People I dated have been deleted [save for one, cos' we're on good terms], friends from primary school have mostly been removed, and a lot of high school and college friends are left on 'restricted profile'. In that process, I've not halved, but I've ended up with one third of the "friends" I started out with. "Family" has been deleted and blocked (if you've followed my blog long enough, you'd get what I mean by "family"). People I still almost have to be friends with but whose posts are annoying have had their feeds unsubscribed.

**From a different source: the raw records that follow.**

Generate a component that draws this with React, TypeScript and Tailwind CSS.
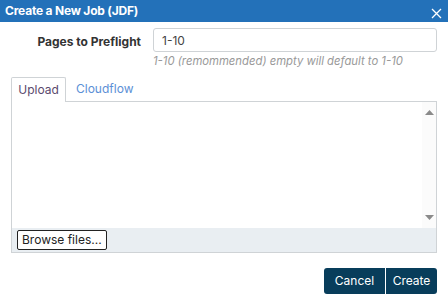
import React, { useState } from 'react';

export default function App() {
  const [pages, setPages] = useState('1-10');
  const [tab, setTab] = useState<'upload' | 'cloudflow'>('upload');

  return (
    <div className="w-[448px] h-[302px] bg-white font-['Inter','Noto_Sans',sans-serif] text-[#333]">
      {/* 헤더 */}
      <div className="h-[22px] bg-[#2371b9] flex items-center justify-between pl-[5px] pr-[4px]">
        <span className="text-white font-bold text-[12px] tracking-[-0.2px]">Create a New Job (JDF)</span>
        <button className="text-white w-[16px] h-[16px] flex items-center justify-center mt-[5px]">
          <svg width="11" height="11" viewBox="0 0 11 11" stroke="white" strokeWidth="1.3">
            <path d="M1 1 L10 10 M10 1 L1 10" />
          </svg>
        </button>
      </div>

      <div className="px-[11px]">
        {/* 페이지 입력 */}
        <div className="flex items-start mt-[6px]">
          <label className="w-[142px] shrink-0 text-right font-bold text-[12px] text-[#333] pt-[5px] pr-[12px]">
            Pages to Preflight
          </label>
          <div className="flex-1">
            <input
              value={pages}
              onChange={e => setPages(e.target.value)}
              className="block w-full h-[24px] border border-[#cfd3d6] rounded-[3px] px-[8px] text-[12px] text-[#444] outline-none"
            />
            <p className="italic text-[11.3px] text-[#999] mt-[2px] leading-[14px]">
              1-10 (remommended) empty will default to 1-10
            </p>
          </div>
        </div>

        {/* 탭 */}
        <div className="flex mt-[9px] h-[24px]">
          <button
            onClick={() => setTab('upload')}
            className={`w-[55px] h-[25px] text-[12px] border border-[#cfd3d6] border-b-0 rounded-t-[2px] bg-white relative z-10 ${
              tab === 'upload' ? 'text-[#5a4a6e]' : 'text-[#4a90d9]'
            }`}
          >
            Upload
          </button>
          <button
            onClick={() => setTab('cloudflow')}
            className={`px-[10px] h-[24px] text-[12px] ${tab === 'cloudflow' ? 'text-[#5a4a6e]' : 'text-[#5b8fd6]'}`}
          >
            Cloudflow
          </button>
        </div>

        {/* 업로드 영역 */}
        <div className="border border-[#cfd3d6] h-[152px] flex flex-col">
          <div className="flex-1 flex">
            <div className="flex-1"></div>
            <div className="w-[14px] bg-[#fbfbfb] flex flex-col items-center justify-between py-[8px]">
              <svg width="9" height="5" viewBox="0 0 9 5">
                <path d="M0 5 L4.5 0 L9 5 Z" fill="#8a8a8a" />
              </svg>
              <svg width="9" height="5" viewBox="0 0 9 5">
                <path d="M0 0 L4.5 5 L9 0 Z" fill="#8a8a8a" />
              </svg>
            </div>
          </div>
          <div className="h-[24px] bg-[#e9eef2] flex items-center pl-[5px]">
            <button className="h-[20px] px-[4px] border border-[#222] rounded-[2px] bg-white text-[12px] text-[#222] leading-none">
              Browse files...
            </button>
          </div>
        </div>

        {/* 버튼 */}
        <div className="flex justify-end mt-[15px]">
          <button className="w-[61px] h-[26px] bg-[#083d5b] text-white text-[12px] rounded-l-[3px]">Cancel</button>
          <button className="w-[51px] h-[26px] bg-[#083d5b] text-white text-[12px] rounded-r-[3px] ml-px">Create</button>
        </div>
      </div>
    </div>
  );
}
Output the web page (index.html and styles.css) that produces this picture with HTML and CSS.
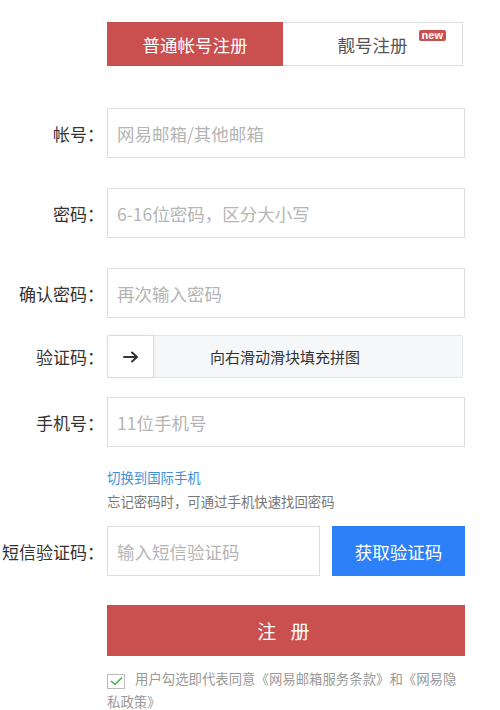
FILE: index.html
```html
<!DOCTYPE html>
<html lang="zh-CN">
<head>
    <meta charset="UTF-8">
    <meta name="viewport" content="width=device-width, initial-scale=1.0">
    <title>注册网易邮箱</title>
    <link rel="stylesheet" href="styles.css">
</head>
<body>
    <div class="page">
        <div class="tabs">
            <div class="tab tab-active">普通帐号注册</div>
            <div class="tab">靓号注册<span class="badge-new">new</span></div>
        </div>

        <form class="reg-form" onsubmit="return false;">
            <div class="row row-account">
                <label class="row-label" for="account">帐号<span class="colon">：</span></label>
                <input class="text-input" id="account" type="text" placeholder="网易邮箱/其他邮箱">
            </div>

            <div class="row row-password">
                <label class="row-label" for="password">密码<span class="colon">：</span></label>
                <input class="text-input" id="password" type="password" placeholder="6-16位密码，区分大小写">
            </div>

            <div class="row row-confirm">
                <label class="row-label" for="confirm">确认密码<span class="colon">：</span></label>
                <input class="text-input" id="confirm" type="password" placeholder="再次输入密码">
            </div>

            <div class="row row-captcha">
                <span class="row-label">验证码<span class="colon">：</span></span>
                <div class="slider">
                    <div class="slider-thumb">
                        <svg width="16" height="12" viewBox="0 0 16 12">
                            <path d="M1 6 H14 M9 1.5 L14 6 L9 10.5" fill="none" stroke="#333" stroke-width="2" stroke-linecap="round" stroke-linejoin="round"/>
                        </svg>
                    </div>
                    <span class="slider-text">向右滑动滑块填充拼图</span>
                </div>
            </div>

            <div class="row row-phone">
                <label class="row-label" for="phone">手机号<span class="colon">：</span></label>
                <input class="text-input" id="phone" type="text" placeholder="11位手机号">
            </div>

            <div class="phone-notes">
                <a class="switch-link" href="#">切换到国际手机</a>
                <p class="note">忘记密码时，可通过手机快速找回密码</p>
            </div>

            <div class="row row-sms">
                <label class="row-label" for="sms">短信验证码<span class="colon">：</span></label>
                <input class="text-input sms-input" id="sms" type="text" placeholder="输入短信验证码">
                <button class="sms-btn" type="button">获取验证码</button>
            </div>

            <div class="submit-wrap">
                <button class="submit-btn" type="submit">注 册</button>
                <p class="agree">
                    <span class="check">
                        <svg width="13" height="10" viewBox="0 0 13 10">
                            <path d="M1 5 L5 8.5 L12 1.5" fill="none" stroke="#4caf50" stroke-width="1.6"/>
                        </svg>
                    </span>用户勾选即代表同意《网易邮箱服务条款》和《网易隐私政策》
                </p>
            </div>
        </form>
    </div>
</body>
</html>
```

FILE: styles.css
```css
* { box-sizing: border-box; }
body { margin: 0; background: #fff; font-family: "Noto Sans CJK SC", "Liberation Sans", sans-serif; color: #333; }
.page { width: 500px; padding-top: 22px; }

.tabs { display: flex; margin-left: 107px; width: 356px; height: 44px; }
.tab { position: relative; flex: 0 0 180px; display: flex; align-items: center; justify-content: center; font-size: 17.5px; color: #555; border: 1px solid #ddd; border-left: none; }
.tab-active { flex-basis: 176px; background: #c9504f; color: #fff; border: none; }
.badge-new { position: absolute; top: 7px; right: 16px; padding: 0 3px; height: 11px; line-height: 10px; font-size: 11px; font-family: "Liberation Sans", sans-serif; font-weight: bold; color: #fff; background: #c9504f; border-radius: 2px; }

.row { display: flex; align-items: center; }
.row-label { flex: 0 0 104px; margin-right: 3px; text-align: right; font-size: 17px; color: #333; white-space: nowrap; }
.colon { font-family: "Noto Sans CJK JP", sans-serif; }
.row-account { margin-top: 42px; }
.row-password { margin-top: 30px; }
.row-confirm { margin-top: 30px; }
.row-captcha { margin-top: 17px; }
.row-phone { margin-top: 19px; }
.row-sms { margin-top: 13px; }

.text-input { width: 358px; height: 50px; padding: 0 9px; border: 1px solid #ddd; font-family: inherit; font-size: 17.5px; color: #333; outline: none; }
.text-input::placeholder { color: #b5b5b5; }

.slider { position: relative; width: 356px; height: 43px; display: flex; align-items: center; justify-content: center; background: #f6f7f9; border: 1px solid #e6e6e6; border-radius: 2px; }
.slider-thumb { position: absolute; left: -1px; top: -1px; width: 47px; height: 43px; display: flex; align-items: center; justify-content: center; background: #fff; border: 1px solid #ddd; border-radius: 2px; box-shadow: 0 0 3px rgba(0,0,0,0.08); }
.slider-text { font-size: 15px; color: #333; }

.phone-notes { margin-left: 107px; padding-top: 18px; font-size: 13.4px; line-height: 24px; }
.switch-link { color: #3f8fd8; text-decoration: none; }
.note { margin: 0; color: #777; }

.sms-input { width: 213px; }
.sms-btn { width: 133px; height: 50px; margin-left: 12px; border: none; background: #2d80f7; color: #fff; font-family: inherit; font-size: 17.5px; cursor: pointer; }

.submit-wrap { margin-left: 107px; width: 358px; padding-top: 29px; }
.submit-btn { display: block; width: 358px; height: 51px; border: none; background: #c9504f; color: #fff; font-family: inherit; font-size: 19px; letter-spacing: 5px; cursor: pointer; }
.agree { margin: 11px 0 0; font-size: 13.4px; line-height: 23px; color: #999; }
.check { display: inline-flex; align-items: center; justify-content: center; width: 18px; height: 15px; margin-right: 10px; vertical-align: -2px; border: 1px solid #bbb; }
```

I cannot tell you how enjoyable it is to be able to look through my Newsfeed and not get annoyed/ pissed off/ wanttohitsomebody from the stupidity.

Instagram

My Instagram account was public for a long time until Instagram was available online and a ton of spam accounts came about. I didn't want my followers to be fake followers, and I wanted to know who was following me, so I made it private. That way, I know which photos are popular because people like them, not because of hashtags. I also didn't like that anybody could see my Instagram photos on the web. It's also one of the social media experiments I enjoy shoving my fists into.

Twitter

Twitter is free reign most of the time, except for the fact that I keep the number of people I follow low. I seek out information and people relevant in my life, and I like to keep it that way, instead of following everything. I know a lot of people do it differently - adding as many people as possible so their feed is always updated/ adding people who add you back, adding people and keeping them in groups, etc. I'm very selective with whom I follow, and I'm always up for suggestions. Chances are though, if you tweet me and ask 'why aren't you following me?', I would probably never. Too needy, girl, too needy. ;o)

What about you? Do you think your social media life is ready for a clean-up?